Leaving out the pictures, retype the lines from the beginning of the listing through the line containing "FaEye, FaBars, FaAngleLeft".

[START OF Data shown]

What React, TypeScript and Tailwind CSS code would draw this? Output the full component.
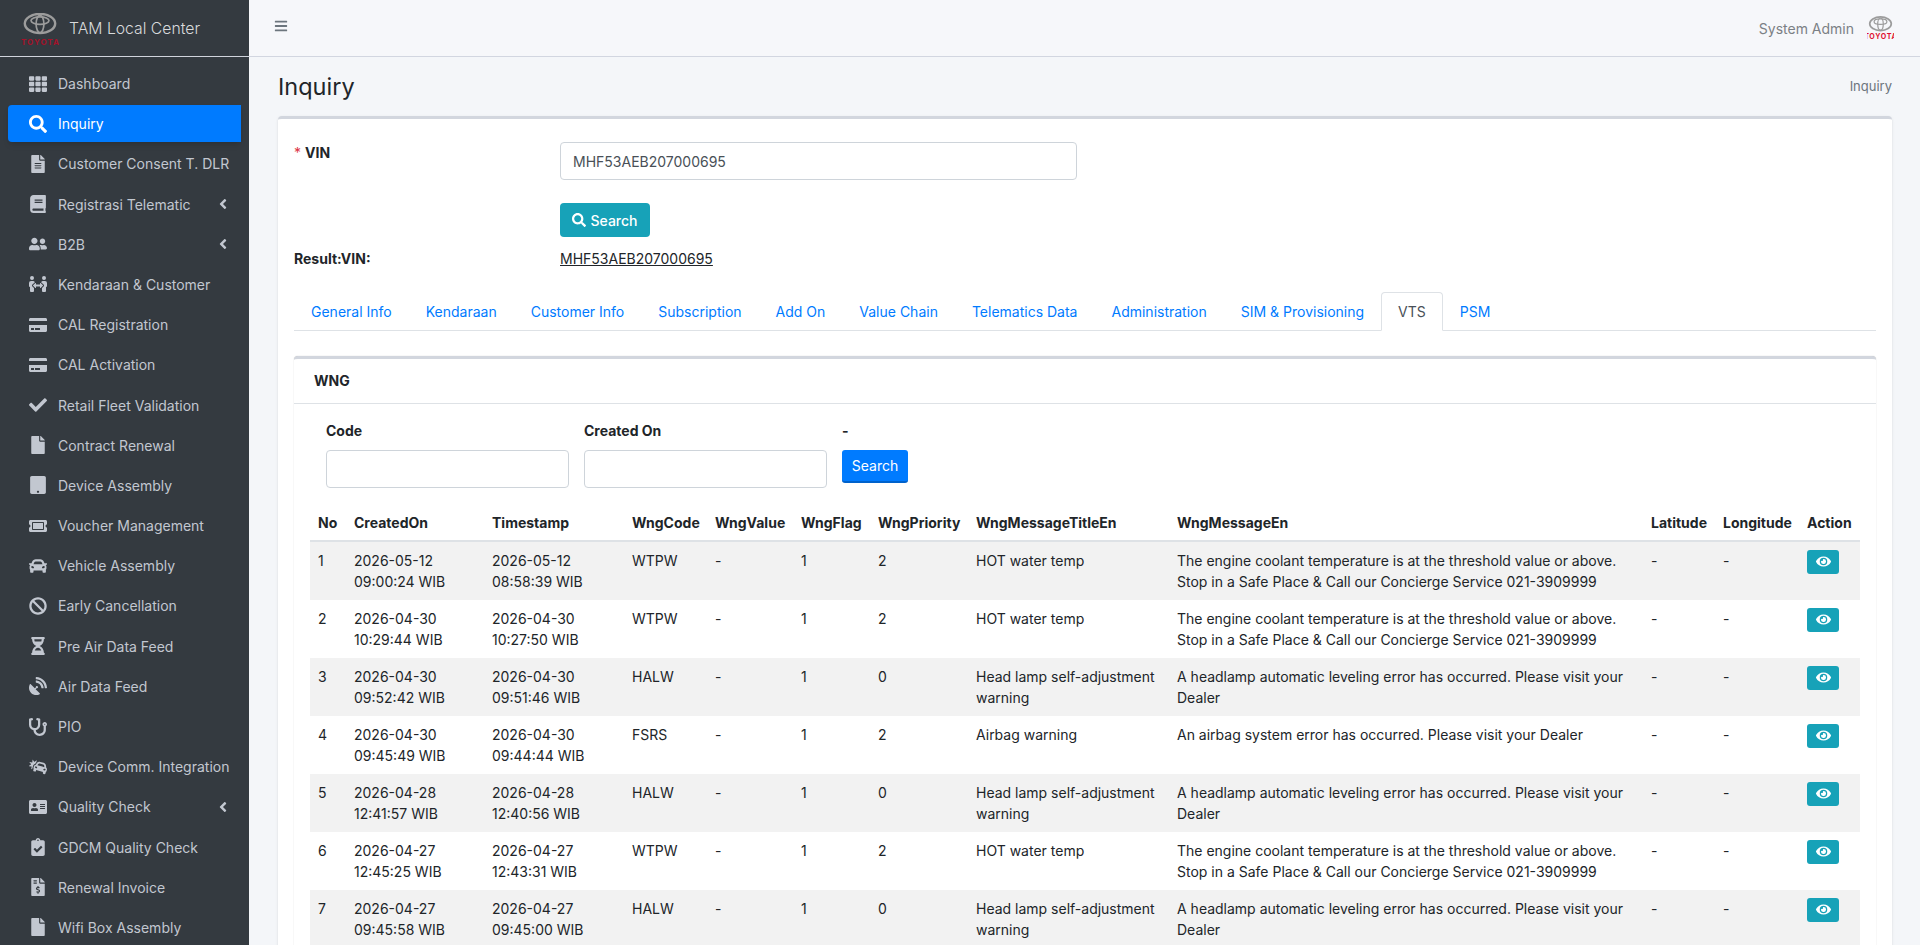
import React from "react";
import { FaTh, FaSearch, FaFileAlt, FaBook, FaUserFriends, FaPeopleArrows, FaCreditCard, FaCheck, FaFile, FaTablet, FaTicketAlt, FaCar, FaBan, FaHourglassHalf, FaSatelliteDish, FaStethoscope, FaCarCrash, FaAddressCard, FaClipboardCheck, FaFileInvoiceDollar, FaEye, FaBars, FaAngleLeft } from "react-icons/fa";

const menu: [string, React.ComponentType<{ className?: string }>, boolean?][] = [
  ["Dashboard", FaTh], ["Inquiry", FaSearch], ["Customer Consent T. DLR", FaFileAlt], ["Registrasi Telematic", FaBook, true], ["B2B", FaUserFriends, true], ["Kendaraan & Customer", FaPeopleArrows], ["CAL Registration", FaCreditCard], ["CAL Activation", FaCreditCard], ["Retail Fleet Validation", FaCheck], ["Contract Renewal", FaFile], ["Device Assembly", FaTablet], ["Voucher Management", FaTicketAlt], ["Vehicle Assembly", FaCar], ["Early Cancellation", FaBan], ["Pre Air Data Feed", FaHourglassHalf], ["Air Data Feed", FaSatelliteDish], ["PIO", FaStethoscope], ["Device Comm. Integration", FaCarCrash], ["Quality Check", FaAddressCard, true], ["GDCM Quality Check", FaClipboardCheck], ["Renewal Invoice", FaFileInvoiceDollar], ["Wifi Box Assembly", FaFile],
];

const tabs = ["General Info", "Kendaraan", "Customer Info", "Subscription", "Add On", "Value Chain", "Telematics Data", "Administration", "SIM & Provisioning", "VTS", "PSM"];

const hot = ["HOT water temp", "The engine coolant temperature is at the threshold value or above. Stop in a Safe Place & Call our Concierge Service 021-3909999"];
const lamp = ["Head lamp self-adjustment warning", "A headlamp automatic leveling error has occurred. Please visit your Dealer"];
const air = ["Airbag warning", "An airbag system error has occurred. Please visit your Dealer"];

const rows: [string, string, string, string, string, string, string, string[]][] = [
  ["1", "2026-05-12", "09:00:24 WIB", "2026-05-12", "08:58:39 WIB", "WTPW", "2", hot],
  ["2", "2026-04-30", "10:29:44 WIB", "2026-04-30", "10:27:50 WIB", "WTPW", "2", hot],
  ["3", "2026-04-30", "09:52:42 WIB", "2026-04-30", "09:51:46 WIB", "HALW", "0", lamp],
  ["4", "2026-04-30", "09:45:49 WIB", "2026-04-30", "09:44:44 WIB", "FSRS", "2", air],
  ["5", "2026-04-28", "12:41:57 WIB", "2026-04-28", "12:40:56 WIB", "HALW", "0", lamp],
  ["6", "2026-04-27", "12:45:25 WIB", "2026-04-27", "12:43:31 WIB", "WTPW", "2", hot],
  ["7", "2026-04-27", "09:45:58 WIB", "2026-04-27", "09:45:00 WIB", "HALW", "0", lamp],
];

const heads: [string, string][] = [
  ["No", "w-[36px]"], ["CreatedOn", "w-[138px]"], ["Timestamp", "w-[140px]"], ["WngCode", "w-[83px]"], ["WngValue", "w-[86px]"], ["WngFlag", "w-[77px]"], ["WngPriority", "w-[98px]"], ["WngMessageTitleEn", "w-[201px]"], ["WngMessageEn", "w-[474px]"], ["Latitude", "w-[72px]"], ["Longitude", "w-[84px]"], ["Action", "w-[61px]"],
];

function Logo({ w, h, color, clip }: { w: number; h: number; color: string; clip?: boolean }) {
  return (
    <svg width={w} height={h} viewBox="0 0 38 33" className="shrink-0">
      <g fill="none" stroke="#9c9c9c">
        <ellipse cx="19" cy="10.5" rx="15.2" ry="9.6" strokeWidth="2.4" />
        <ellipse cx="19" cy="7.6" rx="9" ry="3.8" strokeWidth="1.7" />
        <ellipse cx="19" cy="11" rx="3.9" ry="8.6" strokeWidth="1.7" />
      </g>
      <text x="19" y="31.5" textAnchor="middle" fontSize={clip ? 10 : 8} fontWeight="700" fill={color} fontFamily="Inter, sans-serif" textLength={clip ? 46 : 38}>TOYOTA</text>
    </svg>
  );
}

export default function App() {
  return (
    <div className="flex h-[945px] w-[1920px] overflow-hidden bg-[#f4f6f9] text-[14px] leading-[21px] text-[#212529] [font-family:Inter,sans-serif]">
      <aside className="h-full w-[249px] shrink-0 overflow-hidden bg-[#343a40] text-[#c2c7d0]">
        <div className="flex h-[57px] items-center border-b border-[#d0d4dc] pl-[21px]">
          <div className="mt-[2px]"><Logo w={38} h={33} color="#a3122a" /></div>
          <span className="ml-[10px] mt-[1px] text-[15.75px] font-light leading-[24px] text-[#d9dadc]">TAM Local Center</span>
        </div>
        <nav className="px-2 pt-[8px]">
          {menu.map(([label, Icon, chev]) => {
            const active = label === "Inquiry";
            return (
              <div key={label} className={`mb-[3.2px] flex h-[37px] items-center rounded-l-[4px] pl-[17px] pr-[10px] ${active ? "bg-[#007bff] text-white shadow-md" : ""}`}>
                <span className="flex w-[26px] shrink-0 justify-center"><Icon className="h-[18px] w-auto" /></span>
                <span className="ml-[7px] flex-1 whitespace-nowrap">{label}</span>
                {chev && <FaAngleLeft className="h-[16px] w-auto" />}
              </div>
            );
          })}
        </nav>
      </aside>

      <main className="min-w-0 flex-1">
        <header className="flex h-[57px] items-center justify-between border-b border-[#d2d6e0] bg-[#f6f7fa] pl-[25px] pr-[26px]">
          <FaBars className="-mt-[5px] h-[14px] w-auto text-[#6c757d]" />
          <div className="flex items-center text-[#7b8085]">
            <span className="mt-[1px] text-[14px]">System Admin</span>
            <div className="ml-[13px] h-[26px] w-[27px] overflow-hidden"><Logo w={27} h={26} color="#e0102f" clip /></div>
          </div>
        </header>

        <div className="flex h-[59px] items-center justify-between pl-[29px] pr-[28px]">
          <h1 className="-mt-[1px] text-[23.5px] font-normal leading-[29px] text-[#212529]">Inquiry</h1>
          <span className="text-[13px] text-[#6c757d]">Inquiry</span>
        </div>

        <div className="ml-[29px] mr-[28px] h-[900px] rounded-[4px] border-t-[3px] border-[#d2d6de] bg-white px-4 pt-[23px] shadow-sm">
          <div className="flex">
            <label className="w-[266px] font-bold"><span className="mr-[4px] font-normal text-[#dc3545]">*</span>VIN</label>
            <div>
              <div className="flex h-[38px] w-[517px] items-center rounded-[4px] border border-[#ced4da] bg-white px-3 text-[#495057]">MHF53AEB207000695</div>
              <button className="mt-[23px] flex h-[34px] w-[90px] items-center justify-center rounded-[4px] bg-[#17a2b8] font-medium text-white"><FaSearch className="mr-[4px] h-[14px] w-auto" />Search</button>
            </div>
          </div>
          <div className="mt-[11px] flex">
            <span className="w-[266px] font-bold">Result:VIN:</span>
            <a className="underline">MHF53AEB207000695</a>
          </div>

          <div className="mt-[23px] flex h-[39px] border-b border-[#dee2e6] text-[#007bff]">
            {tabs.map((t) => (
              <div key={t} className={`h-[39px] whitespace-nowrap rounded-t-[4px] border px-4 pt-[8px] ${t === "VTS" ? "border-[#dee2e6] border-b-white bg-white text-[#495057]" : "border-transparent"}`}>{t}</div>
            ))}
          </div>

          <section className="mt-[25px] rounded-[4px] border-t-[3px] border-[#d2d6de] bg-white shadow-[0_0_1px_rgba(0,0,0,0.3)]">
            <div className="flex h-[45px] items-center border-b border-[#dee2e6] px-5 pb-[2px] font-bold">WNG</div>
            <div className="px-4 pt-[16px]">
              <div className="flex pl-4">
                <div className="w-[243px]">
                  <div className="mb-[8.5px] font-bold">Code</div>
                  <div className="h-[38px] rounded-[4px] border border-[#ced4da]" />
                </div>
                <div className="ml-[15px] w-[243px]">
                  <div className="mb-[8.5px] font-bold">Created On</div>
                  <div className="h-[38px] rounded-[4px] border border-[#ced4da]" />
                </div>
                <div className="ml-[15px]">
                  <div className="mb-[8.5px] font-bold">-</div>
                  <button className="flex h-[33px] w-[66px] items-center justify-center rounded-[3px] border-b-2 border-[#0062cc] bg-[#007bff] text-white">Search</button>
                </div>
              </div>

              <table className="mt-4 w-[1550px] table-fixed border-collapse">
                <thead>
                  <tr>
                    {heads.map(([h, w]) => (
                      <th key={h} className={`${w} overflow-visible whitespace-nowrap border-b-2 border-[#dee2e6] px-2 pb-[7px] pt-2 text-left font-bold`}>{h}</th>
                    ))}
                  </tr>
                </thead>
                <tbody>
                  {rows.map((r, i) => (
                    <tr key={r[0]} className={i % 2 === 0 ? "bg-[#f2f2f2]" : "bg-white"}>
                      <td className="p-2 align-top">{r[0]}</td>
                      <td className="p-2 align-top">{r[1]}<br />{r[2]}</td>
                      <td className="p-2 align-top">{r[3]}<br />{r[4]}</td>
                      <td className="p-2 align-top">{r[5]}</td>
                      <td className="p-2 align-top">-</td>
                      <td className="p-2 align-top">1</td>
                      <td className="p-2 align-top">{r[6]}</td>
                      <td className="p-2 align-top">{r[7][0]}</td>
                      <td className="p-2 align-top">{r[7][1]}</td>
                      <td className="p-2 align-top">-</td>
                      <td className="p-2 align-top">-</td>
                      <td className="p-2 align-top">
                        <button className="flex h-[24px] w-[32px] items-center justify-center rounded-[3px] bg-[#17a2b8] text-white"><FaEye className="h-[15px] w-auto" /></button>
                      </td>
                    </tr>
                  ))}
                </tbody>
              </table>
            </div>
          </section>
        </div>
      </main>
    </div>
  );
}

[END OF Data shown]

## Task answer
What React, TypeScript and Tailwind CSS code would draw this? Output the full component.
import React from "react";
import { FaTh, FaSearch, FaFileAlt, FaBook, FaUserFriends, FaPeopleArrows, FaCreditCard, FaCheck, FaFile, FaTablet, FaTicketAlt, FaCar, FaBan, FaHourglassHalf, FaSatelliteDish, FaStethoscope, FaCarCrash, FaAddressCard, FaClipboardCheck, FaFileInvoiceDollar, FaEye, FaBars, FaAngleLeft } from "react-icons/fa";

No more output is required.